Cyber is intrinsically linked to a firm’s operational resilience, with robust cyber controls and practices required for firms to be able to absorb and adapt to shocks and disruptions, rather than contributing to them. To this end, regulators are continuing to place significant focus on cyber resilience.  

To test cyber resilience and build a better understanding of the weaknesses and vulnerabilities of systemically important firms and by extension, the wider financial system, the Bank of England (BoE) implemented the CBEST security assessment framework. The Prudential Regulation Authority (PRA), the Financial Market Infrastructure Directorate (FMID) of the Bank of England, and the Financial Conduct Authority (FCA) have incorporated this framework into their supervisory strategies.

CBEST promotes an intelligence-led penetration testing approach. This approach mimics the actions of cyber threat actors who are intent on compromising an organisation’s important business services and disrupting the technology assets, people and processes supporting those services. The purpose of CBEST is to provide a prioritised assessment that allows firms/financial market infrastructure providers (FMIs) to better understand the weaknesses and vulnerabilities in their environments. Based on this understanding, they can take appropriate remedial actions to improve resilience.

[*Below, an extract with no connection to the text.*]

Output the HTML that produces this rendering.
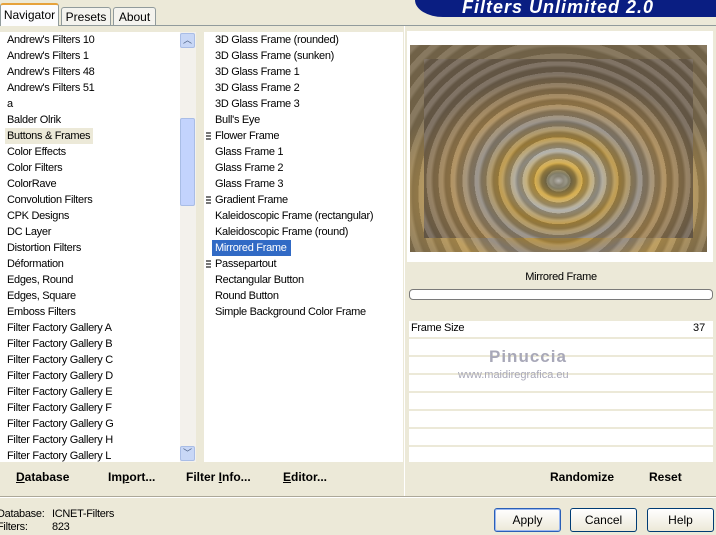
<!DOCTYPE html><html><head><style>
*{margin:0;padding:0;box-sizing:border-box}
body{width:716px;height:535px;background:#ece9d8;font-family:"Liberation Sans",sans-serif;font-size:11px;color:#000;position:relative;overflow:hidden}
.a{position:absolute}
.row{height:16px;line-height:16px;white-space:nowrap;letter-spacing:-0.3px}
.tab{position:absolute;top:7px;height:19px;border:1px solid #919b9c;border-bottom:none;background:#f4f3ee;border-radius:3px 3px 0 0;text-align:center;line-height:18px;font-size:12px}
.btn{position:absolute;top:508px;width:67px;height:24px;border:1px solid #003c74;border-radius:3px;background:linear-gradient(#fff,#ece9d8);text-align:center;line-height:22px;font-size:12px}
.b{font-weight:bold;font-size:12px}
.grip{position:absolute;left:-9px;top:4px;width:5px;height:9px;background:repeating-linear-gradient(#777 0 2px,transparent 2px 3px)}
</style></head><body>
<div class="tab" style="left:0;top:3px;width:59px;height:23px;background:#fcfcfe;border-top:2px solid #e6a23c;z-index:2;line-height:20px">Navigator</div>
<div class="tab" style="left:61px;width:50px">Presets</div>
<div class="tab" style="left:113px;width:43px">About</div>
<div class="a" style="left:0;top:25px;width:716px;height:1px;background:#919b9c"></div>
<div class="a" style="left:415px;top:0;width:301px;height:17px;background:#0a1e82;border-radius:0 0 0 28px/0 0 0 17px"></div>
<div class="a" style="left:462px;top:-3px;color:#fff;font-weight:bold;font-style:italic;font-size:18px;letter-spacing:1px">Filters Unlimited 2.0</div>

<div class="a" style="left:0;top:32px;width:180px;height:430px;background:#fff"></div>
<div class="a" style="left:180px;top:32px;width:16px;height:430px;background:#f3f1ec"></div>
<div class="a" style="left:180px;top:33px;width:15px;height:15px;border:1px solid #a9bde6;border-radius:2px;background:#c8d7f6;color:#4d6185;text-align:center;font-size:9px;line-height:13px">︿</div>
<div class="a" style="left:180px;top:118px;width:15px;height:88px;border:1px solid #a9bde6;border-radius:2px;background:#c3d3fd"></div>
<div class="a" style="left:180px;top:446px;width:15px;height:15px;border:1px solid #a9bde6;border-radius:2px;background:#c8d7f6;color:#4d6185;text-align:center;font-size:9px;line-height:13px">﹀</div>
<div class="a" style="left:196px;top:32px;width:8px;height:430px;background:#ece9d8"></div>
<div class="a" style="left:204px;top:32px;width:199px;height:430px;background:#fff"></div>

<div class="a" style="left:7px;top:32px">
<div class="row">Andrew's Filters 10</div><div class="row">Andrew's Filters 1</div><div class="row">Andrew's Filters 48</div><div class="row">Andrew's Filters 51</div><div class="row">a</div><div class="row">Balder Olrik</div><div class="row"><span style="background:#ece9d8;margin-left:-2px;padding:0 3px 0 2px;display:inline-block">Buttons &amp; Frames</span></div><div class="row">Color Effects</div><div class="row">Color Filters</div><div class="row">ColorRave</div><div class="row">Convolution Filters</div><div class="row">CPK Designs</div><div class="row">DC Layer</div><div class="row">Distortion Filters</div><div class="row">Déformation</div><div class="row">Edges, Round</div><div class="row">Edges, Square</div><div class="row">Emboss Filters</div><div class="row">Filter Factory Gallery A</div><div class="row">Filter Factory Gallery B</div><div class="row">Filter Factory Gallery C</div><div class="row">Filter Factory Gallery D</div><div class="row">Filter Factory Gallery E</div><div class="row">Filter Factory Gallery F</div><div class="row">Filter Factory Gallery G</div><div class="row">Filter Factory Gallery H</div><div class="row">Filter Factory Gallery L</div>
</div>
<div class="a" style="left:215px;top:32px">
<div class="row">3D Glass Frame (rounded)</div><div class="row">3D Glass Frame (sunken)</div><div class="row">3D Glass Frame 1</div><div class="row">3D Glass Frame 2</div><div class="row">3D Glass Frame 3</div><div class="row">Bull's Eye</div><div class="row" style="position:relative"><span class="grip"></span>Flower Frame</div><div class="row">Glass Frame 1</div><div class="row">Glass Frame 2</div><div class="row">Glass Frame 3</div><div class="row" style="position:relative"><span class="grip"></span>Gradient Frame</div><div class="row">Kaleidoscopic Frame (rectangular)</div><div class="row">Kaleidoscopic Frame (round)</div><div class="row"><span style="background:#316ac5;color:#fff;margin-left:-3px;padding:0 4px 0 3px;display:inline-block">Mirrored Frame</span></div><div class="row" style="position:relative"><span class="grip"></span>Passepartout</div><div class="row">Rectangular Button</div><div class="row">Round Button</div><div class="row">Simple Background Color Frame</div>
</div>

<div class="a" style="left:404px;top:26px;width:312px;height:470px;background:#ece9d8;border-left:1px solid #fff"></div>
<div class="a" style="left:407px;top:31px;width:306px;height:231px;background:#fff"></div>
<div class="a" style="left:410px;top:45px;width:297px;height:207px;background:repeating-radial-gradient(ellipse at 50% 72%,rgba(80,70,50,.25) 0 6px,rgba(255,255,255,.1) 9px 14px),radial-gradient(ellipse 60% 55% at 50% 72%,#ddd 0,#8a8070 8%,#c9a23e 18%,#9c9489 30%,#b08a3a 42%,#8d8378 55%,#b89550 70%,#7a6a4e 100%)"></div>
<div class="a" style="left:424px;top:59px;width:269px;height:179px;background:repeating-radial-gradient(ellipse at 50% 68%,rgba(70,60,40,.3) 0 5px,rgba(255,255,255,.12) 8px 12px),radial-gradient(ellipse 55% 60% at 50% 68%,#e8e8e8 0,#6f6a52 7%,#d2a53a 16%,#a8a7a2 28%,#b8913c 40%,#8f887f 55%,#a88650 72%,#6e6050 100%)"></div>
<div class="a" style="left:409px;top:266px;width:304px;height:22px;text-align:center;line-height:22px;letter-spacing:-0.3px">Mirrored Frame</div>
<div class="a" style="left:409px;top:289px;width:304px;height:11px;border:1px solid #7a7a7a;border-radius:4px;background:#fff"></div>
<div class="a" style="left:409px;top:321px;width:304px;height:141px;background:repeating-linear-gradient(#fff 0 16px,#ece9d8 16px 18px)"></div>
<div class="a" style="left:411px;top:322px;letter-spacing:-0.3px">Frame Size</div>
<div class="a" style="left:693px;top:322px">37</div>
<div class="a" style="left:489px;top:347px;color:#a8a8b8;font-size:17px;font-weight:bold;letter-spacing:1px">Pinuccia</div>
<div class="a" style="left:458px;top:369px;color:#a8a8b8;font-size:11px">www.maidiregrafica.eu</div>
<div class="a b" style="left:550px;top:470px">Randomize</div>
<div class="a b" style="left:649px;top:470px">Reset</div>

<div class="a b" style="left:16px;top:470px"><u>D</u>atabase</div>
<div class="a b" style="left:108px;top:470px">Im<u>p</u>ort...</div>
<div class="a b" style="left:186px;top:470px">Filter <u>I</u>nfo...</div>
<div class="a b" style="left:283px;top:470px"><u>E</u>ditor...</div>
<div class="a" style="left:0;top:496px;width:716px;height:1px;background:#aca899"></div>
<div class="a" style="left:0;top:497px;width:716px;height:1px;background:#fff"></div>
<div class="a" style="left:-3px;top:508px;line-height:13px;letter-spacing:-0.3px">Database:<br>Filters:</div>
<div class="a" style="left:52px;top:508px;line-height:13px;letter-spacing:-0.3px">ICNET-Filters<br>823</div>
<div class="btn" style="left:494px;border-color:#2a5fb7;box-shadow:inset 0 0 0 1px #9bb8ef">Apply</div>
<div class="btn" style="left:570px">Cancel</div>
<div class="btn" style="left:647px">Help</div>
</body></html>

Whilst CBEST is focused on systemically important firms/FMIs, a CBEST-like approach through offensive security methods can benefit all firms across the sector. This is especially true when considering that thematic CBEST findings continue to highlight the importance of building strong foundations of cyber hygiene.  

  • Cyber hygiene
  • CBEST thematic findings
  • Conclusion
  • How we can help

Cyber hygiene

Foundational cyber hygiene is crucial for preventing many common cyber-attacks. Firms should ensure they are adhering to a recognised cyber control framework and have robust and continuous visibility of their current control effectiveness. 

The CBEST thematic report states that true and meaningful cyber resilience cannot be delivered or achieved without a whole-organisational and continuous effort. To that end, the implementation of cyber foundations is not a 'once and done' task and must be underpinned by a cyber strategy aligned to business objectives. This strategy should be accompanied by well-considered cyber programmes that allow for agility in responding to threats and the implementation of robust operating models with clear accountability and responsibilities.

Importantly, all levels of a firm should have confidence in the coverage and effectiveness of detective, preventative and response measures. To achieve this, firms should focus on consistently tracking relevant metrics aligned to well-defined cyber KPIs. They should also monitor the status of cyber programmes, ensuring that clear success criteria are reported to senior leadership. 

Managing cyber risk is a challenge, often resulting in overwhelm and capacity limitations in IT and cyber security teams. To support prioritisation, it is crucial that firms understand the threats they face. This understanding should be used to inform focus areas for ongoing cyber threat intelligence and control optimisation, especially if intelligence identifies an imminent attack. 

CBEST and offensive security methods identify relevant threat actor levels likely to target a firm based on its functions and operational context. The CBEST thematic report details scenario testing from the perspective of state actors, or advanced persistent threats (APTs), organised criminal groups, and insider threats. 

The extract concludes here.